* Problem to work on *
Copy the listing below in full and skip every picture.

** begin **

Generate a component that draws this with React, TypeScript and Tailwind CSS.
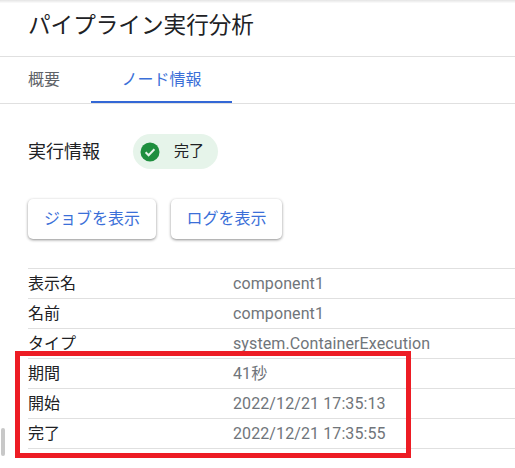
export default function App() {
  const rows = [
    ["表示名", "component1"],
    ["名前", "component1"],
    ["タイプ", "system.ContainerExecution"],
    ["期間", "41秒"],
    ["開始", "2022/12/21 17:35:13"],
    ["完了", "2022/12/21 17:35:55"],
  ];
  const cjk = "font-['Roboto','Noto_Sans_CJK_JP',sans-serif]";
  return (
    <div className={`relative w-[515px] h-[468px] overflow-hidden bg-white ${cjk}`}>
      <div className="h-[57px] border-b border-[#e0e0e0] pl-[28px] pt-[11px] bg-gradient-to-b from-[#e4e4e4] via-white via-[6%] to-white">
        <h1 className="text-[22.6px] leading-[30px] text-[#202124] font-normal">パイプライン実行分析</h1>
      </div>
      <div className="h-[47px] border-b border-[#e0e0e0] flex">
        <div className="w-[91px] pl-[28px] pt-[12px] text-[16px] leading-[22px] text-[#5f6368]">概要</div>
        <div className="w-[141px] h-[46px] border-b-[2px] border-[#3367d6] pt-[12px] text-center text-[16px] leading-[22px] text-[#3b6fd8]">ノード情報</div>
      </div>
      <div className="flex items-center ml-[28px] mt-[30px] h-[35px]">
        <span className="text-[18px] text-[#202124] w-[105px]">実行情報</span>
        <div className="flex items-center h-[35px] w-[85px] rounded-full bg-[#e6f4ea] pl-[7px]">
          <svg width="20" height="20" viewBox="0 0 20 20">
            <circle cx="10" cy="10" r="9.5" fill="#1e8e3e" />
            <path d="M5.6 10.3l3 3 5.8-6" fill="none" stroke="#e6f4ea" strokeWidth="2" />
          </svg>
          <span className="ml-[14px] text-[15px] text-[#202124]">完了</span>
        </div>
      </div>
      <div className="flex gap-[15px] ml-[28px] mt-[30px]">
        <button className="w-[128px] h-[40px] rounded-[5px] bg-white text-[#3b6fd8] text-[16px] shadow-[0_1px_3px_rgba(0,0,0,0.45)]">ジョブを表示</button>
        <button className="w-[111px] h-[40px] rounded-[5px] bg-white text-[#3b6fd8] text-[16px] shadow-[0_1px_3px_rgba(0,0,0,0.45)]">ログを表示</button>
      </div>
      <div className="ml-[28px] mt-[29px] border-t border-[#e0e0e0]">
        {rows.map(([k, v]) => (
          <div key={k} className="flex h-[30px] items-center border-b border-[#e0e0e0]">
            <span className="w-[205px] text-[16px] text-[#202124]">{k}</span>
            <span className="text-[16px] tracking-[0.1px] text-[#70757a]">{v}</span>
          </div>
        ))}
      </div>
      <div className="absolute left-[15px] top-[351px] w-[396px] h-[107px] border-[5px] border-[#ed1c24]" />
      <div className="absolute left-[1px] top-[428px] w-[4px] h-[28px] rounded-sm bg-[#c8c8c8]" />
    </div>
  );
}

** end **

* Exercise result *
Generate a component that draws this with React, TypeScript and Tailwind CSS.
export default function App() {
  const rows = [
    ["表示名", "component1"],
    ["名前", "component1"],
    ["タイプ", "system.ContainerExecution"],
    ["期間", "41秒"],
    ["開始", "2022/12/21 17:35:13"],
    ["完了", "2022/12/21 17:35:55"],
  ];
  const cjk = "font-['Roboto','Noto_Sans_CJK_JP',sans-serif]";
  return (
    <div className={`relative w-[515px] h-[468px] overflow-hidden bg-white ${cjk}`}>
      <div className="h-[57px] border-b border-[#e0e0e0] pl-[28px] pt-[11px] bg-gradient-to-b from-[#e4e4e4] via-white via-[6%] to-white">
        <h1 className="text-[22.6px] leading-[30px] text-[#202124] font-normal">パイプライン実行分析</h1>
      </div>
      <div className="h-[47px] border-b border-[#e0e0e0] flex">
        <div className="w-[91px] pl-[28px] pt-[12px] text-[16px] leading-[22px] text-[#5f6368]">概要</div>
        <div className="w-[141px] h-[46px] border-b-[2px] border-[#3367d6] pt-[12px] text-center text-[16px] leading-[22px] text-[#3b6fd8]">ノード情報</div>
      </div>
      <div className="flex items-center ml-[28px] mt-[30px] h-[35px]">
        <span className="text-[18px] text-[#202124] w-[105px]">実行情報</span>
        <div className="flex items-center h-[35px] w-[85px] rounded-full bg-[#e6f4ea] pl-[7px]">
          <svg width="20" height="20" viewBox="0 0 20 20">
            <circle cx="10" cy="10" r="9.5" fill="#1e8e3e" />
            <path d="M5.6 10.3l3 3 5.8-6" fill="none" stroke="#e6f4ea" strokeWidth="2" />
          </svg>
          <span className="ml-[14px] text-[15px] text-[#202124]">完了</span>
        </div>
      </div>
      <div className="flex gap-[15px] ml-[28px] mt-[30px]">
        <button className="w-[128px] h-[40px] rounded-[5px] bg-white text-[#3b6fd8] text-[16px] shadow-[0_1px_3px_rgba(0,0,0,0.45)]">ジョブを表示</button>
        <button className="w-[111px] h-[40px] rounded-[5px] bg-white text-[#3b6fd8] text-[16px] shadow-[0_1px_3px_rgba(0,0,0,0.45)]">ログを表示</button>
      </div>
      <div className="ml-[28px] mt-[29px] border-t border-[#e0e0e0]">
        {rows.map(([k, v]) => (
          <div key={k} className="flex h-[30px] items-center border-b border-[#e0e0e0]">
            <span className="w-[205px] text-[16px] text-[#202124]">{k}</span>
            <span className="text-[16px] tracking-[0.1px] text-[#70757a]">{v}</span>
          </div>
        ))}
      </div>
      <div className="absolute left-[15px] top-[351px] w-[396px] h-[107px] border-[5px] border-[#ed1c24]" />
      <div className="absolute left-[1px] top-[428px] w-[4px] h-[28px] rounded-sm bg-[#c8c8c8]" />
    </div>
  );
}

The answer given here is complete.